Born and raised in Hayes, Campbell was the third of three children for her parents, Willel Richardson and Aldoman Robinson. She grew up with her grandparents. In her earlier years, she worked with a quarry in the Monymusk area where she broke stones for a living.
The mother of three also worked as a nanny in Clarendon, before migrating to the United States of America. Her husband, Franklyn Campbell, died last September after 59 years of marriage. He was 98.
Marelyn Shaw, her 75-year-old daughter who serves as her caregiver, said that she has a hard time convincing her mother that it is not a good idea to go walking on the streets. But Campbell, though, has her reason for wanting to stretch her legs beyond the driveway in her yard.
"Mi waan fi walk pon the road so when dem see me, dem know sey mi nuh weak," Campbell said.
Shaw joked that her mother constantly complains whenever she leaves her at home and travels to the capital town of May Pen. "This morning she said, 'Why can't I go in the streets?', and I said, 'Mama, you are old now'."
She said her mother's response was classic: "Me ole and me caah guh inna the street, but yuh young and yuh can guh. Is alright, gwaan."
At 105, Campbell pays little or no attention to her diet. Her daughter said that despite being diabetic and hypertensive, she eats and drinks everything.
"The other day she said, 'I feel like drinking something but a don't want water'. She wants something stronger than water, so I had to give her champagne," Shaw said.
The centenarian spoke of her undying love for boiled dumplings and mackerel.

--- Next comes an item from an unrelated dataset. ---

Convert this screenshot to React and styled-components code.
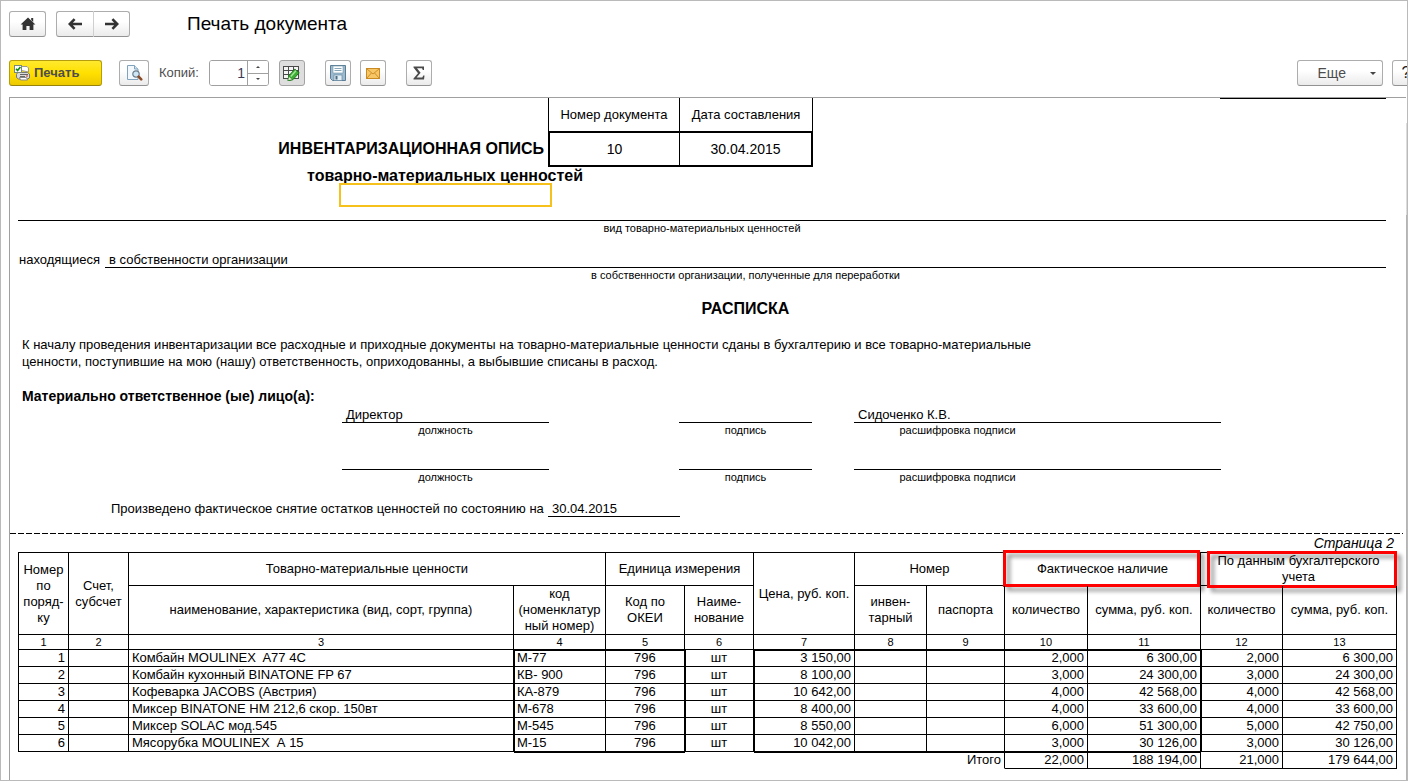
import React, { useState } from 'react';
import styled, { createGlobalStyle, css } from 'styled-components';

const GlobalStyle = createGlobalStyle`
  * {
    box-sizing: border-box;
  }

  body {
    margin: 0;
    background: #fff;
    color: #000;
    font-family: 'Liberation Sans', Arial, sans-serif;
    font-size: 13px;
    line-height: 16px;
  }

  button, input {
    font: inherit;
    color: inherit;
    margin: 0;
    padding: 0;
  }
`;

const Frame = styled.div`
  display: flex;
  flex-direction: column;
  min-height: 100vh;
  border: 1px solid #bababa;
  overflow: hidden;
`;

/* ---------- window header ---------- */

const NavBar = styled.header`
  display: flex;
  align-items: center;
  gap: 10px;
  padding: 10px 8px 0;
`;

const Title = styled.h1`
  margin: 0 0 0 47px;
  font-size: 19px;
  line-height: 24px;
  font-weight: 400;
`;

const Button = styled.button`
  display: flex;
  align-items: center;
  justify-content: center;
  width: ${({ $width }) => $width || 26}px;
  height: 26px;
  flex: none;
  border: 1px solid #adadad;
  border-bottom-color: #929292;
  border-radius: 3px;
  background: linear-gradient(#fff 40%, #ebebeb);
  color: #4d4d4d;

  ${({ $pressed }) =>
    $pressed &&
    css`
      background: #dedede;
      border-color: #a3a3a3;
    `}
`;

const NavPair = styled.div`
  display: flex;

  ${Button}:first-child {
    border-radius: 3px 0 0 3px;
    border-right-color: #cfcfcf;
  }

  ${Button}:last-child {
    border-radius: 0 3px 3px 0;
    border-left: 0;
  }
`;

/* ---------- toolbar ---------- */

const Toolbar = styled.div`
  display: flex;
  align-items: center;
  padding: 23px 0 11px 8px;
`;

const ToolGroup = styled.div`
  display: flex;
  align-items: center;
  gap: ${({ $gap }) => $gap || 10}px;
  margin-left: ${({ $before }) => $before || 0}px;
`;

const PrintButton = styled(Button)`
  justify-content: flex-start;
  gap: 4px;
  padding-left: 4px;
  border-color: #b59d0c;
  border-bottom-color: #97820a;
  background: linear-gradient(#ffe92e, #ffe000 50%, #ecc900);
  font-weight: 700;
`;

const CopiesLabel = styled.label`
  color: #4d4d4d;
  font-size: 13px;
`;

const Spinner = styled.div`
  display: flex;
  width: 60px;
  height: 26px;
  border: 1px solid #a0a0a0;
  border-radius: 3px;
  overflow: hidden;

  input {
    flex: 1;
    width: 0;
    border: 0;
    outline: 0;
    text-align: right;
    padding-right: 2px;
    font-size: 14px;
    color: #3a3a55;
  }
`;

const Steps = styled.div`
  display: flex;
  flex-direction: column;
  width: 21px;
  border-left: 1px solid #a0a0a0;

  button {
    display: flex;
    align-items: center;
    justify-content: center;
    flex: 1;
    border: 0;
    background: #fff;
  }

  button + button {
    border-top: 1px solid #a0a0a0;
  }
`;

const ToolbarEnd = styled.div`
  display: flex;
  gap: 9px;
  margin-left: auto;
  margin-right: -13px;
`;

const MoreButton = styled(Button)`
  justify-content: flex-end;
  gap: 24px;
  padding-right: 6px;
  font-size: 14px;
`;

const HelpButton = styled(Button)`
  font-size: 16px;
  color: #222;
`;

/* ---------- printed sheet ---------- */

const Viewer = styled.div`
  display: flex;
  flex: 1;
  padding-left: 8px;
`;

const Sheet = styled.main`
  flex: 1;
  min-width: 0;
  border-top: 1px solid #a0a0a0;
  border-left: 1px solid #a0a0a0;
`;

const ScrollEdge = styled.div`
  width: 1px;
  margin-top: 26px;
  background: linear-gradient(#dcdcdc 92px, #b4b4b4 92px);
`;

const Page = styled.section`
  padding: 0 20px 16px 8px;
`;

const DocHead = styled.div`
  display: flex;
  align-items: flex-end;
`;

const DocTitle = styled.h2`
  width: 530px;
  margin: 0;
  padding-right: 4px;
  text-align: right;
  font-size: 16px;
  line-height: 36px;
`;

const MetaTable = styled.table`
  width: 265px;
  border-spacing: 0;
  table-layout: fixed;

  th, td {
    padding: 0;
    text-align: center;
    font-weight: 400;
  }

  th {
    height: 33px;
    border-left: 1px solid #000;
  }

  th:first-child {
    width: 131px;
  }

  th:last-child {
    border-right: 1px solid #000;
  }

  td {
    height: 36px;
    border: 2px solid #000;
    border-right: 0;
    font-size: 14px;
  }

  td:last-child {
    border-left-width: 1px;
    border-right: 2px solid #000;
  }
`;

const TopRule = styled.div`
  align-self: flex-start;
  width: 166px;
  margin-left: auto;
  border-top: 1px solid #000;
`;

const Subject = styled.div`
  width: 284px;
  margin: 2px 0 13px 285px;
`;

const SubjectText = styled.h3`
  margin: 0;
  text-align: center;
  white-space: nowrap;
  font-size: 16px;
  line-height: 14px;
`;

const ActiveCell = styled.div`
  position: relative;
  width: 213px;
  height: 24px;
  margin: 0 auto;
  border: 2px solid #f6c11b;
  background: #fff;
`;

const Caption = styled.div`
  width: ${({ $width }) => ($width ? `${$width}px` : 'auto')};
  font-size: 11px;
  line-height: 14px;
  text-align: center;
`;

const Rule = styled.div`
  border-top: 1px solid #000;
`;

const Line = styled.div`
  display: flex;
  margin-top: 16px;
  line-height: 18px;
`;

const LineLabel = styled.span`
  width: 87px;
  padding-left: 1px;
`;

const Field = styled.div`
  flex: 1;
`;

const Value = styled.div`
  height: 17px;
  padding-left: 4px;
  border-bottom: 1px solid #000;
  line-height: 18px;
`;

const ReceiptTitle = styled.h2`
  margin: 17px 0;
  padding-left: 87px;
  text-align: center;
  font-size: 16px;
  line-height: 20px;
`;

const Statement = styled.p`
  margin: 0 0 17px;
  padding-left: 4px;
  line-height: 17px;
`;

const PersonsTitle = styled.h3`
  margin: 0 0 1px;
  padding-left: 4px;
  font-size: 14px;
  line-height: 18px;
`;

const SignatureRow = styled.div`
  display: grid;
  grid-template-columns: 207px 46px 133px 367px;
  column-gap: 42px;
  padding-left: 324px;
  margin-bottom: 16px;

  > :nth-child(2) {
    grid-column: 3;
  }
`;

const StockDate = styled.div`
  display: flex;
  padding-left: 93px;
  line-height: 18px;
`;

const StockText = styled.span`
  width: 437px;
  height: 17px;
`;

const DateValue = styled(Value)`
  width: 132px;
`;

const PageBreak = styled.div`
  height: 1px;
  margin-right: 3px;
  background: repeating-linear-gradient(90deg, #000 0 6px, transparent 6px 8px);
`;

const PageNumber = styled.div`
  padding-right: 3px;
  text-align: right;
  font-size: 14px;
  line-height: 18px;
  font-style: italic;
`;

const SecondPage = styled.section`
  padding: 0 9px 10px 8px;
`;

/* ---------- inventory table ---------- */

const Inventory = styled.table`
  width: 100%;
  table-layout: fixed;
  border-spacing: 0;
`;

const Head = styled.th`
  position: relative;
  height: ${({ $height }) => $height}px;
  padding: 0;
  border-right: 1px solid #000;
  border-bottom: 1px solid #000;
  border-top: ${({ $top }) => ($top ? '1px solid #000' : '0')};
  border-left: ${({ $first }) => ($first ? '1px solid #000' : '0')};
  font-weight: 400;
  font-size: ${({ $small }) => ($small ? 11 : 13)}px;
  line-height: ${({ $small }) => ($small ? 14 : 16)}px;
  text-align: center;
  white-space: nowrap;
`;

const thickEdges = ({ $thickTop, $thickLeft }) => {
  const edges = [];
  if ($thickTop) edges.push('inset 0 1px 0 #000');
  if ($thickLeft) edges.push('inset 1px 0 0 #000');
  return edges.length ? edges.join(', ') : 'none';
};

const Cell = styled.td`
  height: 17px;
  padding: 0 3px;
  border-right: 1px solid #000;
  border-bottom: 1px solid #000;
  border-left: ${({ $first }) => ($first ? '1px solid #000' : '0')};
  box-shadow: ${thickEdges};
  text-align: ${({ $align }) => $align || 'left'};
  white-space: pre;
`;

const TotalCell = styled(Cell)`
  border-bottom: 1px solid ${({ $filled }) => ($filled ? '#000' : 'transparent')};
  border-right: ${({ $open }) => ($open ? '0' : '1px solid #000')};
  text-align: right;
`;

// red frame drawn over a header cell
const Mark = styled.span`
  position: absolute;
  inset: ${({ $inset }) => $inset};
  border: 3px solid #f00;
  filter: drop-shadow(4px 4px 2px rgba(0, 0, 0, 0.45));
`;

const columnWidths = [51, 60, null, 92, 79, 69, 101, 72, 78, 83, 113, 82, 114];

const aligns = [
  'right', 'left', 'left', 'left', 'center', 'center', 'right',
  'left', 'left', 'right', 'right', 'right', 'right',
];

const rows = [
  ['1', '', 'Комбайн MOULINEX  A77 4C', 'М-77', '796', 'шт', '3 150,00', '', '', '2,000', '6 300,00', '2,000', '6 300,00'],
  ['2', '', 'Комбайн кухонный BINATONE FP 67', 'КВ- 900', '796', 'шт', '8 100,00', '', '', '3,000', '24 300,00', '3,000', '24 300,00'],
  ['3', '', 'Кофеварка JACOBS (Австрия)', 'КА-879', '796', 'шт', '10 642,00', '', '', '4,000', '42 568,00', '4,000', '42 568,00'],
  ['4', '', 'Миксер BINATONE HM 212,6 скор. 150вт', 'М-678', '796', 'шт', '8 400,00', '', '', '4,000', '33 600,00', '4,000', '33 600,00'],
  ['5', '', 'Миксер SOLAC мод.545', 'М-545', '796', 'шт', '8 550,00', '', '', '6,000', '51 300,00', '5,000', '42 750,00'],
  ['6', '', 'Мясорубка MOULINEX  А 15', 'М-15', '796', 'шт', '10 042,00', '', '', '3,000', '30 126,00', '3,000', '30 126,00'],
];

const thickLeftColumns = [3, 5, 6, 11];
const thickTopColumns = [3, 4, 6, 7, 8, 9, 10];

/* ---------- icons ---------- */

const HomeIcon = () => (
  <svg width="16" height="14" viewBox="0 0 16 14" fill="#333">
    <path d="M8 0.5 15.4 7.6H13.4V13H9.6V9H6.4V13H2.6V7.6H0.6Z" />
    <path d="M11.2 1h2v4l-2-2z" />
  </svg>
);

const ArrowIcon = ({ right }) => (
  <svg width="14" height="12" viewBox="0 0 14 12" fill="none" stroke="#333" strokeWidth="2.6">
    {right ? <path d="M0 6h12M7.4 1.2 12.2 6l-4.8 4.8" /> : <path d="M14 6H2M6.6 1.2 1.8 6l4.8 4.8" />}
  </svg>
);

const PrintIcon = () => (
  <svg width="16" height="16" viewBox="0 0 16 16">
    <path d="M5.5 5V1.5h7.5l1.5 1.5V7z" fill="#fff" stroke="#9a9a9a" />
    <path d="M3.5 7.5h10l2 1.5v4l-2 1h-9l-2-1.5v-3z" fill="#d9d9d9" stroke="#777" />
    <path d="M6 9.5h8M6 11.5h5" stroke="#666" />
    <path d="M12 11h2" stroke="#d03a2a" />
    <path d="M5.5 12.5h7l1 2.5h-7z" fill="#fff" stroke="#888" />
    <rect x="0.5" y="0.5" width="7" height="7" fill="#fff" stroke="#7a8a7a" />
    <path d="M2 3.8 3.6 5.6 6.4 2" fill="none" stroke="#128a1c" strokeWidth="1.6" />
  </svg>
);

const PreviewIcon = () => (
  <svg width="17" height="16" viewBox="0 0 17 16">
    <path d="M1.5 0.5h7l3.5 3.5v10.5H1.5z" fill="#f2f8fc" stroke="#7fa3bd" />
    <path d="M8.5 0.5v3.5h3.5" fill="#d4e4ef" stroke="#7fa3bd" />
    <circle cx="10" cy="9" r="3.2" fill="#cfe6f5" stroke="#6b7d8c" strokeWidth="1.2" />
    <path d="M12.6 11.6l2.6 2.8" stroke="#8a4b26" strokeWidth="2.6" strokeLinecap="round" />
  </svg>
);

const EditGridIcon = () => (
  <svg width="17" height="16" viewBox="0 0 17 16">
    <rect x="0.5" y="1.5" width="15" height="12" fill="#f4f4f4" stroke="#4a4a4a" />
    <path d="M0.5 5.5h15M0.5 9.5h15M5.5 1.5v12M10.5 1.5v12" stroke="#4a4a4a" />
    <path d="M5.600 11 11.800 4.200l4.400 3.600-6.200 6.800-4.800 1.200z" fill="#3fae35" stroke="#1c7a1a" />
    <path d="M7.800 11.400 13 5.800" stroke="#a6e59a" strokeWidth="1.4" />
    <path d="M4.800 15.600 5.800 11.400l3.800 3.200z" fill="#f1f7d8" stroke="#1c7a1a" strokeWidth="0.6" />
  </svg>
);

const SaveIcon = () => (
  <svg width="16" height="16" viewBox="0 0 16 16">
    <path d="M0.5 0.5h15v15h-13l-2-2z" fill="#9dbace" stroke="#5b7d96" />
    <rect x="3" y="1" width="10" height="7" fill="#fff" stroke="#7394aa" strokeWidth="0.6" />
    <path d="M4.500 3.500h7M4.500 5.500h7" stroke="#8aa7ba" />
    <rect x="4" y="10" width="8" height="5.500" fill="#e3eef5" stroke="#5b7d96" strokeWidth="0.6" />
    <rect x="5.500" y="11" width="2" height="3.500" fill="#4b6c84" />
  </svg>
);

const MailIcon = () => (
  <svg width="14" height="11" viewBox="0 0 14 11">
    <rect x="0.5" y="0.5" width="13" height="10" fill="#f6c667" stroke="#c98a22" />
    <path d="M1 1l6 5 6-5M1 10l4.400-5M13 10 8.600 5" fill="none" stroke="#c98a22" strokeWidth="0.9" />
  </svg>
);

const SumIcon = () => (
  <svg width="12" height="14" viewBox="0 0 12 14" fill="#4a4a4a">
    <path d="M0.5 0.5H11V4H9.800L9 2.300H4L7.600 6.800 3.600 11.600H9.300L10.300 9.600H11.500L11 13.500H0.500V12.600L5 7.300 0.500 1.600Z" />
  </svg>
);

const Triangle = ({ up, size = 3 }) => (
  <svg width={size * 2} height={size} viewBox="0 0 6 3" fill="#444">
    <path d={up ? 'M0 3 3 0l3 3z' : 'M0 0h6L3 3z'} />
  </svg>
);

const SignatureLine = ({ post, name }) => (
  <SignatureRow>
    <div>
      <Value>{post}</Value>
      <Caption>должность</Caption>
    </div>
    <div>
      <Value />
      <Caption>подпись</Caption>
    </div>
    <div>
      <Value>{name}</Value>
      <Caption $width={207}>расшифровка подписи</Caption>
    </div>
  </SignatureRow>
);

const InventoryTable = () => (
  <Inventory>
    <colgroup>
      {columnWidths.map((width, i) => (
        <col key={i} width={width || undefined} />
      ))}
    </colgroup>
    <thead>
      <tr>
        <Head $top $first rowSpan={2}>Номер<br />по<br />поряд-<br />ку</Head>
        <Head $top rowSpan={2}>Счет,<br />субсчет</Head>
        <Head $top $height={34} colSpan={2}>Товарно-материальные ценности</Head>
        <Head $top colSpan={2}>Единица измерения</Head>
        <Head $top rowSpan={2}>Цена, руб. коп.</Head>
        <Head $top colSpan={2}>Номер</Head>
        <Head $top colSpan={2}>
          Фактическое наличие
          <Mark $inset="-3px 0 -2px -2px" />
        </Head>
        <Head $top colSpan={2}>
          По данным бухгалтерского<br />учета
          <Mark $inset="-2px -1px -3px 6px" />
        </Head>
      </tr>
      <tr>
        <Head $height={49}>наименование, характеристика (вид, сорт, группа)</Head>
        <Head>код<br />(номенклатур<br />ный номер)</Head>
        <Head>Код по<br />ОКЕИ</Head>
        <Head>Наиме-<br />нование</Head>
        <Head>инвен-<br />тарный</Head>
        <Head>паспорта</Head>
        <Head>количество</Head>
        <Head>сумма, руб. коп.</Head>
        <Head>количество</Head>
        <Head>сумма, руб. коп.</Head>
      </tr>
      <tr>
        {columnWidths.map((_, i) => (
          <Head key={i} $small $height={15} $first={i === 0}>{i + 1}</Head>
        ))}
      </tr>
    </thead>
    <tbody>
      {rows.map((row, r) => (
        <tr key={row[0]}>
          {row.map((text, c) => (
            <Cell
              key={c}
              $first={c === 0}
              $align={aligns[c]}
              $thickLeft={thickLeftColumns.includes(c)}
              $thickTop={r === 0 && thickTopColumns.includes(c)}
            >
              {text}
            </Cell>
          ))}
        </tr>
      ))}
    </tbody>
    <tfoot>
      <tr>
        <TotalCell $open colSpan={3} />
        <TotalCell $open $thickTop colSpan={2} />
        <TotalCell $open />
        <TotalCell $thickTop colSpan={3}>Итого</TotalCell>
        <TotalCell $filled $thickTop>22,000</TotalCell>
        <TotalCell $filled $thickTop>188 194,00</TotalCell>
        <TotalCell $filled>21,000</TotalCell>
        <TotalCell $filled>179 644,00</TotalCell>
      </tr>
    </tfoot>
  </Inventory>
);

export default function App() {
  const [copies, setCopies] = useState(1);

  return (
    <Frame>
      <GlobalStyle />
      <NavBar>
        <Button $width={37} aria-label="Домой"><HomeIcon /></Button>
        <NavPair>
          <Button $width={38} aria-label="Назад"><ArrowIcon /></Button>
          <Button $width={36} aria-label="Вперед"><ArrowIcon right /></Button>
        </NavPair>
        <Title>Печать документа</Title>
      </NavBar>

      <Toolbar>
        <PrintButton $width={93}><PrintIcon />Печать</PrintButton>
        <ToolGroup $before={17}>
          <Button $width={30} aria-label="Просмотр"><PreviewIcon /></Button>
          <CopiesLabel htmlFor="copies">Копий:</CopiesLabel>
          <Spinner>
            <input
              id="copies"
              type="text"
              value={copies}
              onChange={(e) => setCopies(Number(e.target.value) || 1)}
            />
            <Steps>
              <button aria-label="Больше" onClick={() => setCopies(copies + 1)}><Triangle up size={2} /></button>
              <button aria-label="Меньше" onClick={() => setCopies(Math.max(1, copies - 1))}><Triangle size={2} /></button>
            </Steps>
          </Spinner>
          <Button $pressed aria-label="Редактирование"><EditGridIcon /></Button>
        </ToolGroup>
        <ToolGroup $before={20} $gap={9}>
          <Button aria-label="Сохранить"><SaveIcon /></Button>
          <Button aria-label="Отправить"><MailIcon /></Button>
        </ToolGroup>
        <ToolGroup $before={20}>
          <Button aria-label="Сумма"><SumIcon /></Button>
        </ToolGroup>
        <ToolbarEnd>
          <MoreButton $width={86}>Еще<Triangle /></MoreButton>
          <HelpButton $width={28}>?</HelpButton>
        </ToolbarEnd>
      </Toolbar>

      <Viewer>
        <Sheet>
          <Page>
            <DocHead>
              <DocTitle>ИНВЕНТАРИЗАЦИОННАЯ ОПИСЬ</DocTitle>
              <MetaTable>
                <thead>
                  <tr>
                    <th>Номер документа</th>
                    <th>Дата составления</th>
                  </tr>
                </thead>
                <tbody>
                  <tr>
                    <td>10</td>
                    <td>30.04.2015</td>
                  </tr>
                </tbody>
              </MetaTable>
              <TopRule />
            </DocHead>

            <Subject>
              <SubjectText>товарно-материальных ценностей</SubjectText>
              <ActiveCell />
            </Subject>
            <Rule />
            <Caption>вид товарно-материальных ценностей</Caption>

            <Line>
              <LineLabel>находящиеся</LineLabel>
              <Field>
                <Value>в собственности организации</Value>
                <Caption>в собственности организации, полученные для переработки</Caption>
              </Field>
            </Line>

            <ReceiptTitle>РАСПИСКА</ReceiptTitle>
            <Statement>
              К началу проведения инвентаризации все расходные и приходные документы на товарно-материальные ценности сданы в бухгалтерию и все товарно-материальные
              <br />
              ценности, поступившие на мою (нашу) ответственность, оприходованны, а выбывшие списаны в расход.
            </Statement>

            <PersonsTitle>Материально ответственное (ые) лицо(а):</PersonsTitle>
            <SignatureLine post="Директор" name="Сидоченко К.В." />
            <SignatureLine />

            <StockDate>
              <StockText>Произведено фактическое снятие остатков ценностей по состоянию на</StockText>
              <DateValue>30.04.2015</DateValue>
            </StockDate>
          </Page>

          <PageBreak />
          <SecondPage>
            <PageNumber>Страница 2</PageNumber>
            <InventoryTable />
          </SecondPage>
        </Sheet>
        <ScrollEdge />
      </Viewer>
    </Frame>
  );
}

Using her hands to demonstrate the size of the dumplings, she said that they are normally quartered and placed on her plate. She said that she sometimes makes smaller cuts, and then "jam eh inna me mouth and me tan deh chew, chew it until it done".
"Dats all me can tell unno, nuttin but di truth, so help me God," the affable Christian woman said. And it seems that she has always had a way with food. Shaw had high praises for her mother's culinary skills.
"Mama was cooking until she was 90 years old," Shaw said as her mother chuckled with delight. "Mama would give you the best brown stewed pork."
Food aside, Campbell has been serious about her faith. When the subject was raised by THE WEEKEND STAR, she did not miss a beat to declare her hand.
"You coulda go ask mi dat? Yes man, mi believe inna mi God," she said with a sharp tongue. She said that she was always serious about being Christ-like and was never afraid to reprimand people who she felt were out of line, even when she was a child.
"If dem talk anything and it nuh right, me seh shet up unno mouth, I don't want anybody hear those words," she said.
Campbell lamented the breakdown of good morals and values among the youths of today, positing that "they don't act the right and proper way".
"My generation was a different generation from dem. The children dem grow the way dem feel like dem should grow," she said.